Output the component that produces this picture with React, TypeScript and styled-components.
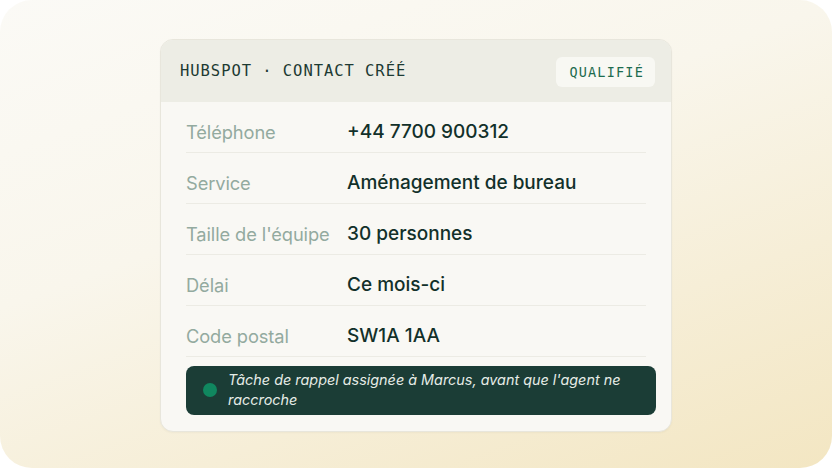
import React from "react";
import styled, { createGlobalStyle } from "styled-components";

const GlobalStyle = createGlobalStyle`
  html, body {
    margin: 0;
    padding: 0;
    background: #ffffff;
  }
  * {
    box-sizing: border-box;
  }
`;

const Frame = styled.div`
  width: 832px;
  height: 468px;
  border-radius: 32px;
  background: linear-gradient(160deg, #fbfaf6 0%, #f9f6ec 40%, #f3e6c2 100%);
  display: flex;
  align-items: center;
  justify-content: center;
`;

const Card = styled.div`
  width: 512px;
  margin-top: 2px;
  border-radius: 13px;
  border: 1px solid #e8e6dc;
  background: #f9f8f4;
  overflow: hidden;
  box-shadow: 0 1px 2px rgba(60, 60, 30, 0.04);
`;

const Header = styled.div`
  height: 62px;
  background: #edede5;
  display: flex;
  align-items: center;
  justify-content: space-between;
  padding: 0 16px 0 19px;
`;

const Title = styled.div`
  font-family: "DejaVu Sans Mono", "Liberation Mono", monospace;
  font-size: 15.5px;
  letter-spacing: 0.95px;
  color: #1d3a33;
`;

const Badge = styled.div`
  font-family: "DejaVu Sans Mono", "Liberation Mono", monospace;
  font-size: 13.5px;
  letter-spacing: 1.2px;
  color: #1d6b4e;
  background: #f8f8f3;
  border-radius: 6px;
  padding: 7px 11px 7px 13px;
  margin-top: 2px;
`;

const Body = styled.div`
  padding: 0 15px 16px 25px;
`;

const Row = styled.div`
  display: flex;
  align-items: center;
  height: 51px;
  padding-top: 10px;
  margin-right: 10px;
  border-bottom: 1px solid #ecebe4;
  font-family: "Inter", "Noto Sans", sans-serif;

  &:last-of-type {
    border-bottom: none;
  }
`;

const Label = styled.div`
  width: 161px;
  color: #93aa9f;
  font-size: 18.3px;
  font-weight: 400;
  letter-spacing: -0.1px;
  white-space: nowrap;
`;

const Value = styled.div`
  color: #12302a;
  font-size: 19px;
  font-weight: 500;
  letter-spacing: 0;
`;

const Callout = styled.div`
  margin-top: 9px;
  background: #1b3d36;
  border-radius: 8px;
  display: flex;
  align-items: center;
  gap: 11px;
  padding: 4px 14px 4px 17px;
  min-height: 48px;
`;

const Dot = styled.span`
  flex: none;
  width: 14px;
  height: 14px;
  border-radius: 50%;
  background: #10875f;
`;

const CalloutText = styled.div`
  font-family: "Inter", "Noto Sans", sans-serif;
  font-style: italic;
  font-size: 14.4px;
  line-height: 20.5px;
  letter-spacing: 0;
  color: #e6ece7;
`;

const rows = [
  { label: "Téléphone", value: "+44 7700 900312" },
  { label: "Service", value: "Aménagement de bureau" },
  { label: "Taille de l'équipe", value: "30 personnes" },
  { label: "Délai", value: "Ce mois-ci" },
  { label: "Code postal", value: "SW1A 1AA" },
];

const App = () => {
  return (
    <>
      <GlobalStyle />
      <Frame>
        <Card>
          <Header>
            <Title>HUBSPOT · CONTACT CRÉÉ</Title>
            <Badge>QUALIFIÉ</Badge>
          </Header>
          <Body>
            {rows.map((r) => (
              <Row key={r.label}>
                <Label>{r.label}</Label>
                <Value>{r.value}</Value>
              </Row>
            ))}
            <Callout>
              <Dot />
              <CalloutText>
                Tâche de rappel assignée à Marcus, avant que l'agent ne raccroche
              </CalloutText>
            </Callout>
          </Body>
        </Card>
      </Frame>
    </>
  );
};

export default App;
⁂
Task instructions: Pictures in the data above should not be copied; transcribe everything else exactly.

Task solution:
Output the component that produces this picture with React, TypeScript and styled-components.
import React from "react";
import styled, { createGlobalStyle } from "styled-components";

const GlobalStyle = createGlobalStyle`
  html, body {
    margin: 0;
    padding: 0;
    background: #ffffff;
  }
  * {
    box-sizing: border-box;
  }
`;

const Frame = styled.div`
  width: 832px;
  height: 468px;
  border-radius: 32px;
  background: linear-gradient(160deg, #fbfaf6 0%, #f9f6ec 40%, #f3e6c2 100%);
  display: flex;
  align-items: center;
  justify-content: center;
`;

const Card = styled.div`
  width: 512px;
  margin-top: 2px;
  border-radius: 13px;
  border: 1px solid #e8e6dc;
  background: #f9f8f4;
  overflow: hidden;
  box-shadow: 0 1px 2px rgba(60, 60, 30, 0.04);
`;

const Header = styled.div`
  height: 62px;
  background: #edede5;
  display: flex;
  align-items: center;
  justify-content: space-between;
  padding: 0 16px 0 19px;
`;

const Title = styled.div`
  font-family: "DejaVu Sans Mono", "Liberation Mono", monospace;
  font-size: 15.5px;
  letter-spacing: 0.95px;
  color: #1d3a33;
`;

const Badge = styled.div`
  font-family: "DejaVu Sans Mono", "Liberation Mono", monospace;
  font-size: 13.5px;
  letter-spacing: 1.2px;
  color: #1d6b4e;
  background: #f8f8f3;
  border-radius: 6px;
  padding: 7px 11px 7px 13px;
  margin-top: 2px;
`;

const Body = styled.div`
  padding: 0 15px 16px 25px;
`;

const Row = styled.div`
  display: flex;
  align-items: center;
  height: 51px;
  padding-top: 10px;
  margin-right: 10px;
  border-bottom: 1px solid #ecebe4;
  font-family: "Inter", "Noto Sans", sans-serif;

  &:last-of-type {
    border-bottom: none;
  }
`;

const Label = styled.div`
  width: 161px;
  color: #93aa9f;
  font-size: 18.3px;
  font-weight: 400;
  letter-spacing: -0.1px;
  white-space: nowrap;
`;

const Value = styled.div`
  color: #12302a;
  font-size: 19px;
  font-weight: 500;
  letter-spacing: 0;
`;

const Callout = styled.div`
  margin-top: 9px;
  background: #1b3d36;
  border-radius: 8px;
  display: flex;
  align-items: center;
  gap: 11px;
  padding: 4px 14px 4px 17px;
  min-height: 48px;
`;

const Dot = styled.span`
  flex: none;
  width: 14px;
  height: 14px;
  border-radius: 50%;
  background: #10875f;
`;

const CalloutText = styled.div`
  font-family: "Inter", "Noto Sans", sans-serif;
  font-style: italic;
  font-size: 14.4px;
  line-height: 20.5px;
  letter-spacing: 0;
  color: #e6ece7;
`;

const rows = [
  { label: "Téléphone", value: "+44 7700 900312" },
  { label: "Service", value: "Aménagement de bureau" },
  { label: "Taille de l'équipe", value: "30 personnes" },
  { label: "Délai", value: "Ce mois-ci" },
  { label: "Code postal", value: "SW1A 1AA" },
];

const App = () => {
  return (
    <>
      <GlobalStyle />
      <Frame>
        <Card>
          <Header>
            <Title>HUBSPOT · CONTACT CRÉÉ</Title>
            <Badge>QUALIFIÉ</Badge>
          </Header>
          <Body>
            {rows.map((r) => (
              <Row key={r.label}>
                <Label>{r.label}</Label>
                <Value>{r.value}</Value>
              </Row>
            ))}
            <Callout>
              <Dot />
              <CalloutText>
                Tâche de rappel assignée à Marcus, avant que l'agent ne raccroche
              </CalloutText>
            </Callout>
          </Body>
        </Card>
      </Frame>
    </>
  );
};

export default App;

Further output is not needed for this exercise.